PROBLEM DESCRIPTION
Will you write out the data exactly, excluding every picture?

DATA
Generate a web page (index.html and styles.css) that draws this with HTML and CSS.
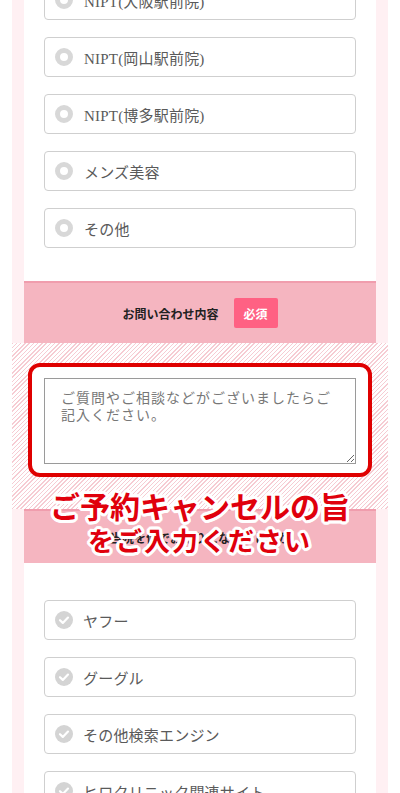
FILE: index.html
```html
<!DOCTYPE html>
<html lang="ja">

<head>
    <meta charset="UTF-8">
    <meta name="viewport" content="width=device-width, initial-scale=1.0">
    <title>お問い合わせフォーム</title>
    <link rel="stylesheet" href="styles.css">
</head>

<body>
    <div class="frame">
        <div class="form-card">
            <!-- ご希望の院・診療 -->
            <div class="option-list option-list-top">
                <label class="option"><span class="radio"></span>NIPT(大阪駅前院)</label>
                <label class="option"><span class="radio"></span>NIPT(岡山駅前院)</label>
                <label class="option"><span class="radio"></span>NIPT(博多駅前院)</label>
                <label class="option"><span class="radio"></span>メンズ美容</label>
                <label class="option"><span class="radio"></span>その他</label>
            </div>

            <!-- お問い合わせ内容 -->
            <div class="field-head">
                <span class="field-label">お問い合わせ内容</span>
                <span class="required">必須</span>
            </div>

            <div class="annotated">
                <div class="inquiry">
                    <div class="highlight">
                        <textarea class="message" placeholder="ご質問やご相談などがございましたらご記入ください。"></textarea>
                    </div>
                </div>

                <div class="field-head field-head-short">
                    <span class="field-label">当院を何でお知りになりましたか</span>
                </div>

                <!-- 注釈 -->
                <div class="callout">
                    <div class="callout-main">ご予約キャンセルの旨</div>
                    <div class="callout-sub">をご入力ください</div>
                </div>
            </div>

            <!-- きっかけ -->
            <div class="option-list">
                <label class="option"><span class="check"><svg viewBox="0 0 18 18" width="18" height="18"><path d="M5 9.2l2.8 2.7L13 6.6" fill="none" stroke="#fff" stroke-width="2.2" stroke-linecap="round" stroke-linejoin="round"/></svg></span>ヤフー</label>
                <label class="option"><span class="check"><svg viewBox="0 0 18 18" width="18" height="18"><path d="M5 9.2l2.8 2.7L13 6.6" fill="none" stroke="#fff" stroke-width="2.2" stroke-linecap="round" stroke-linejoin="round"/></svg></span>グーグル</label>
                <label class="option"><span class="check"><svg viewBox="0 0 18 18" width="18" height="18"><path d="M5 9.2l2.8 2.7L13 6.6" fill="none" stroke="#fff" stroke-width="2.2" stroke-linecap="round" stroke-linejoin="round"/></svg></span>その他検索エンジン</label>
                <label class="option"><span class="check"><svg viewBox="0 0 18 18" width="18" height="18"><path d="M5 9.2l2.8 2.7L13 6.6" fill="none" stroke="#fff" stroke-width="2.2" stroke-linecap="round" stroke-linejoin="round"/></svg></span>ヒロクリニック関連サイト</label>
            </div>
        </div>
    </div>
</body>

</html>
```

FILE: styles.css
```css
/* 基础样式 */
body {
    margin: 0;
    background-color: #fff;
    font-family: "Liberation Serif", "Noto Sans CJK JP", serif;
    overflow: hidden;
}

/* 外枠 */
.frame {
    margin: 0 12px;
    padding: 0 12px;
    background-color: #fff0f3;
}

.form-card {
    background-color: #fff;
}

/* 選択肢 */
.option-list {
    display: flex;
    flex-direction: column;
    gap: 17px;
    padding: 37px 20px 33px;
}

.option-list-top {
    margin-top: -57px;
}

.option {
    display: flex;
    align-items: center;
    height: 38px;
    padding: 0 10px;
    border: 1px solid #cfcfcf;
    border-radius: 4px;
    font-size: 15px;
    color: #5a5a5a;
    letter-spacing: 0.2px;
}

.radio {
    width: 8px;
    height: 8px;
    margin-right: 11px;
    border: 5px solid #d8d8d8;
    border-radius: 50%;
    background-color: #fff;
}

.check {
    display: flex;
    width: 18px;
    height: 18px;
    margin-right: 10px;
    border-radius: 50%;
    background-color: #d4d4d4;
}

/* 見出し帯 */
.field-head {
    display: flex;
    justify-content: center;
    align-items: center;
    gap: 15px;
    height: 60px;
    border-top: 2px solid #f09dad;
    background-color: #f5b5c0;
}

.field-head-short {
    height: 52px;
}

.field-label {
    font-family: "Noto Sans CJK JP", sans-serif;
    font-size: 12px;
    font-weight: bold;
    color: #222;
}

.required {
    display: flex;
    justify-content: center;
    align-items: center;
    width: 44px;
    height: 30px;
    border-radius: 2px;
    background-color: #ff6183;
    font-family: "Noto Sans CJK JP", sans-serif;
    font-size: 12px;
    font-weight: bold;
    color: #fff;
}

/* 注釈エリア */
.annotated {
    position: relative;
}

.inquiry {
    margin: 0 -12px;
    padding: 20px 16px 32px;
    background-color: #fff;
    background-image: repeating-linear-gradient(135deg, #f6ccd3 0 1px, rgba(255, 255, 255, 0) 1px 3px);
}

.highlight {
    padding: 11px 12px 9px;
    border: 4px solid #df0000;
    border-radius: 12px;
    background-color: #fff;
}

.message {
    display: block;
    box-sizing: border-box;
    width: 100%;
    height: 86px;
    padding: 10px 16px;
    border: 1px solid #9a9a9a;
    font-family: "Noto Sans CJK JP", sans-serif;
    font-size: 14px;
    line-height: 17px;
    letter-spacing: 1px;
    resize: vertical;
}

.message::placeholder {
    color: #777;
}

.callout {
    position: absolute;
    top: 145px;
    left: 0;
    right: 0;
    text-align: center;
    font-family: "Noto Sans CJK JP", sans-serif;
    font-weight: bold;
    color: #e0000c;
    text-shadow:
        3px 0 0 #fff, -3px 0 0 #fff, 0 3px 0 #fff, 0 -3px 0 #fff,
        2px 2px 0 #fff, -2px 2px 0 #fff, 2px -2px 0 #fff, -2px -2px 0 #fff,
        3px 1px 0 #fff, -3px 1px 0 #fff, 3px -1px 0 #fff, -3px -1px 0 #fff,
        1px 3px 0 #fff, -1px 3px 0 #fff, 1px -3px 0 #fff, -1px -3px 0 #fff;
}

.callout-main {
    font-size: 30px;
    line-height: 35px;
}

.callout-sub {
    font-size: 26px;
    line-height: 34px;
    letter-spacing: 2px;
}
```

ANSWER IN FULL
Generate a web page (index.html and styles.css) that draws this with HTML and CSS.
FILE: index.html
```html
<!DOCTYPE html>
<html lang="ja">

<head>
    <meta charset="UTF-8">
    <meta name="viewport" content="width=device-width, initial-scale=1.0">
    <title>お問い合わせフォーム</title>
    <link rel="stylesheet" href="styles.css">
</head>

<body>
    <div class="frame">
        <div class="form-card">
            <!-- ご希望の院・診療 -->
            <div class="option-list option-list-top">
                <label class="option"><span class="radio"></span>NIPT(大阪駅前院)</label>
                <label class="option"><span class="radio"></span>NIPT(岡山駅前院)</label>
                <label class="option"><span class="radio"></span>NIPT(博多駅前院)</label>
                <label class="option"><span class="radio"></span>メンズ美容</label>
                <label class="option"><span class="radio"></span>その他</label>
            </div>

            <!-- お問い合わせ内容 -->
            <div class="field-head">
                <span class="field-label">お問い合わせ内容</span>
                <span class="required">必須</span>
            </div>

            <div class="annotated">
                <div class="inquiry">
                    <div class="highlight">
                        <textarea class="message" placeholder="ご質問やご相談などがございましたらご記入ください。"></textarea>
                    </div>
                </div>

                <div class="field-head field-head-short">
                    <span class="field-label">当院を何でお知りになりましたか</span>
                </div>

                <!-- 注釈 -->
                <div class="callout">
                    <div class="callout-main">ご予約キャンセルの旨</div>
                    <div class="callout-sub">をご入力ください</div>
                </div>
            </div>

            <!-- きっかけ -->
            <div class="option-list">
                <label class="option"><span class="check"><svg viewBox="0 0 18 18" width="18" height="18"><path d="M5 9.2l2.8 2.7L13 6.6" fill="none" stroke="#fff" stroke-width="2.2" stroke-linecap="round" stroke-linejoin="round"/></svg></span>ヤフー</label>
                <label class="option"><span class="check"><svg viewBox="0 0 18 18" width="18" height="18"><path d="M5 9.2l2.8 2.7L13 6.6" fill="none" stroke="#fff" stroke-width="2.2" stroke-linecap="round" stroke-linejoin="round"/></svg></span>グーグル</label>
                <label class="option"><span class="check"><svg viewBox="0 0 18 18" width="18" height="18"><path d="M5 9.2l2.8 2.7L13 6.6" fill="none" stroke="#fff" stroke-width="2.2" stroke-linecap="round" stroke-linejoin="round"/></svg></span>その他検索エンジン</label>
                <label class="option"><span class="check"><svg viewBox="0 0 18 18" width="18" height="18"><path d="M5 9.2l2.8 2.7L13 6.6" fill="none" stroke="#fff" stroke-width="2.2" stroke-linecap="round" stroke-linejoin="round"/></svg></span>ヒロクリニック関連サイト</label>
            </div>
        </div>
    </div>
</body>

</html>
```

FILE: styles.css
```css
/* 基础样式 */
body {
    margin: 0;
    background-color: #fff;
    font-family: "Liberation Serif", "Noto Sans CJK JP", serif;
    overflow: hidden;
}

/* 外枠 */
.frame {
    margin: 0 12px;
    padding: 0 12px;
    background-color: #fff0f3;
}

.form-card {
    background-color: #fff;
}

/* 選択肢 */
.option-list {
    display: flex;
    flex-direction: column;
    gap: 17px;
    padding: 37px 20px 33px;
}

.option-list-top {
    margin-top: -57px;
}

.option {
    display: flex;
    align-items: center;
    height: 38px;
    padding: 0 10px;
    border: 1px solid #cfcfcf;
    border-radius: 4px;
    font-size: 15px;
    color: #5a5a5a;
    letter-spacing: 0.2px;
}

.radio {
    width: 8px;
    height: 8px;
    margin-right: 11px;
    border: 5px solid #d8d8d8;
    border-radius: 50%;
    background-color: #fff;
}

.check {
    display: flex;
    width: 18px;
    height: 18px;
    margin-right: 10px;
    border-radius: 50%;
    background-color: #d4d4d4;
}

/* 見出し帯 */
.field-head {
    display: flex;
    justify-content: center;
    align-items: center;
    gap: 15px;
    height: 60px;
    border-top: 2px solid #f09dad;
    background-color: #f5b5c0;
}

.field-head-short {
    height: 52px;
}

.field-label {
    font-family: "Noto Sans CJK JP", sans-serif;
    font-size: 12px;
    font-weight: bold;
    color: #222;
}

.required {
    display: flex;
    justify-content: center;
    align-items: center;
    width: 44px;
    height: 30px;
    border-radius: 2px;
    background-color: #ff6183;
    font-family: "Noto Sans CJK JP", sans-serif;
    font-size: 12px;
    font-weight: bold;
    color: #fff;
}

/* 注釈エリア */
.annotated {
    position: relative;
}

.inquiry {
    margin: 0 -12px;
    padding: 20px 16px 32px;
    background-color: #fff;
    background-image: repeating-linear-gradient(135deg, #f6ccd3 0 1px, rgba(255, 255, 255, 0) 1px 3px);
}

.highlight {
    padding: 11px 12px 9px;
    border: 4px solid #df0000;
    border-radius: 12px;
    background-color: #fff;
}

.message {
    display: block;
    box-sizing: border-box;
    width: 100%;
    height: 86px;
    padding: 10px 16px;
    border: 1px solid #9a9a9a;
    font-family: "Noto Sans CJK JP", sans-serif;
    font-size: 14px;
    line-height: 17px;
    letter-spacing: 1px;
    resize: vertical;
}

.message::placeholder {
    color: #777;
}

.callout {
    position: absolute;
    top: 145px;
    left: 0;
    right: 0;
    text-align: center;
    font-family: "Noto Sans CJK JP", sans-serif;
    font-weight: bold;
    color: #e0000c;
    text-shadow:
        3px 0 0 #fff, -3px 0 0 #fff, 0 3px 0 #fff, 0 -3px 0 #fff,
        2px 2px 0 #fff, -2px 2px 0 #fff, 2px -2px 0 #fff, -2px -2px 0 #fff,
        3px 1px 0 #fff, -3px 1px 0 #fff, 3px -1px 0 #fff, -3px -1px 0 #fff,
        1px 3px 0 #fff, -1px 3px 0 #fff, 1px -3px 0 #fff, -1px -3px 0 #fff;
}

.callout-main {
    font-size: 30px;
    line-height: 35px;
}

.callout-sub {
    font-size: 26px;
    line-height: 34px;
    letter-spacing: 2px;
}
```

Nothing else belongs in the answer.